Imagine a law school grad fresh out of a Supreme Court clerkship. He wants to work for a big firm in DC that argues cases before the Court. He demands to be made partner from day 1. They probably decline, and explain that the firm has a 8 year partnership track. I don't think that's much different from ball player waiting out his arbitration years.

A second reason the draft doesn't bother me is that I do think it helps competitive balance, and on the grand scale of injustices, the baseball draft ranks pretty low. Off the list, really, and not worth getting upset about.

Finally, while money is certainly part of the reason fans don't relate to players on these issues, I think its also because even with a draft, players have more leverage than most people. They still negotiate. If you work at Wal-Mart, you get the $9.00/hour they offer, take it or leave it.

Mike said...

The problem is he starts by stating that Americans are sympathetic toward Labor. Not sure what country he's living in, but it's not the America I live in. There is a segment that tolerates Labor, but the majority is not sympathetic toward it at all.

tadthebad said...

"I don't want to get all political here, but the success of the Republican party over the past 28 years is largely due to a complete lack of sympathy for organized labor." You don't think there are many other reasons for that party's all comes down to how one feels about labor? Pretty shortsighted.

Rob said...

Tad - Nice straw man there. There are obviously many reasons for the success of the Republican party, but it's safe to say that sympathy for organized labor is not one of them.

To the extent that Americans are "prone to sympathizing with labor concerns in just about every walk of life", it certainly hasn't been expressed at the voting booth.

Peter said...

andy - in the case of the law school grad, the entire industry doesn't have a mandated 8-year partnership track. If one firm wants to offer him a shorter track, it's free to do so and nobody would suggest that he shouldn't be allowed to take it.
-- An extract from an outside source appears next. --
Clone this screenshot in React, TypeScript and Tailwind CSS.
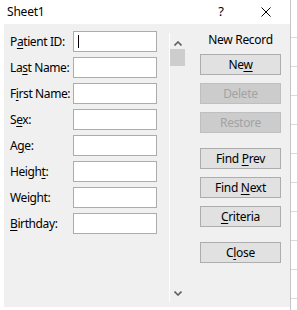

The Wal Mart example is interesting but not a good analogy for Major League Baseball. The Wal Mart worker has the ability to market his skills to CVS, Walgreens, KMart, Target, etc. MLB is a government-protected monopoly, so if you aren't willing to play by their rules, "good luck on your second career choice" is right.

The two major factors I see in the public's sympathy toward ownership are:
1. The owners' profits are hard to determine. They don't disclose the numbers, and even if they did, franchise value appreciation and tax benefits would be left out. As a result, it's easy for ownership groups, especially in smaller towns, to claim poverty.
2. We know that players make huge amounts of money, so we aren't really sympathetic when they want more, especially if they're unproven (as is the case with the draft) -- even if someone is willing to pay them more.

These two factors make it easy for owners to blame competitive imbalance on the players. Fans just want to see a competitive league, and since they're already unsympathetic toward players making millions, it's easy for them to just say "These greedy players are ruining the game."

Craig Calcaterra said...

And to follow on Peter's point, the Tribune Company bought the Cubs for $20M. They are now about to sell it for a billion. No fan, I think, is going to take issue with that.

I would like to defend Diesel on one point, and that's his comment about people being prone to sympathy on labor issues. I don't think he meant to suggest that people in this country are, on a broad basis, pro-labor. I think he was getting at is that in any industry other than baseball, when a particular labor issue crops up, people will tend to at least assess the issues, and on a case by case basis may find themselves taking labor's side. In contrast, there is almost a knee-jerk anti-union vibe when it comes to sports unions.

Is it understandable? Sure, because the issues Tom Glavine is fighting over don't literally impact whether or not he's going to be able to feed his family. But the general dynamic (fair wages and working conditions for value provided) is the same.

Rob said...

Of course, the whole purpose of draftees requesting ML contracts is to shorten their servitude because the ML contract forces the team to use option years immediately. So there is a mechanism to shorten the 6-year-to-9-year "track" as it were, and some of the very best prospects do, in fact, use it.

(As I understand it, draftees getting a ML contract have to be put on the 40-man roster and any year they spend in the minors is an option year. Teams only get three option years, so the player would have to clear waivers in order to be sent down after the third year.)

rob said...

Let's not forget also the whole, "Dog Bites Man" aspect of the rich, greedy owner who makes millions of dollars off of their baseball team and the lazy sportswriters who would rather write "the story" than "the facts".

tadthebad said...

Rob, agree with your counterpoint. Additionally, I wonder if people are less sympathetic to professional sports labor because 1) they don't identify with it, as has been referenced in other comments, and 2) they don't view such labor as critical or necessary to the overall health of the economy.

rob said...

Tad - I'd also add that the self-centered nature of fandom (e.g., using "we" when referring to the team) also puts hold-outs into a negative light. Anyone not willing to take millions of dollars to come play for the local nine is perceived as a jerk because they sticking it to the (or "our") team.

The flip side of this is when owners threaten to relocate. I'd say that the typical reaction to those events is pretty anti-ownership.

Andy said...

I don't think MLB is the industry - baseball, or even athletics is the industry. MLB is simply the most desirable job within the industry.

Plenty of people get transferred in their job to places they don't want to go. They have to decide if they like the job enough and the pay is high enough to make a move worthwhile. Few people who aren't self-employed are guaranteed the chance to work where they want for the salary they want.

So I don't think people get worked up about the draft and the labor situation because plenty of people are subject to the whims of their employers.

tadthebad said...

Rob, the use of "we" to reflect one's favorite team is a pet-peeve of mine. Your observation about such self-centered fandom is echoed here.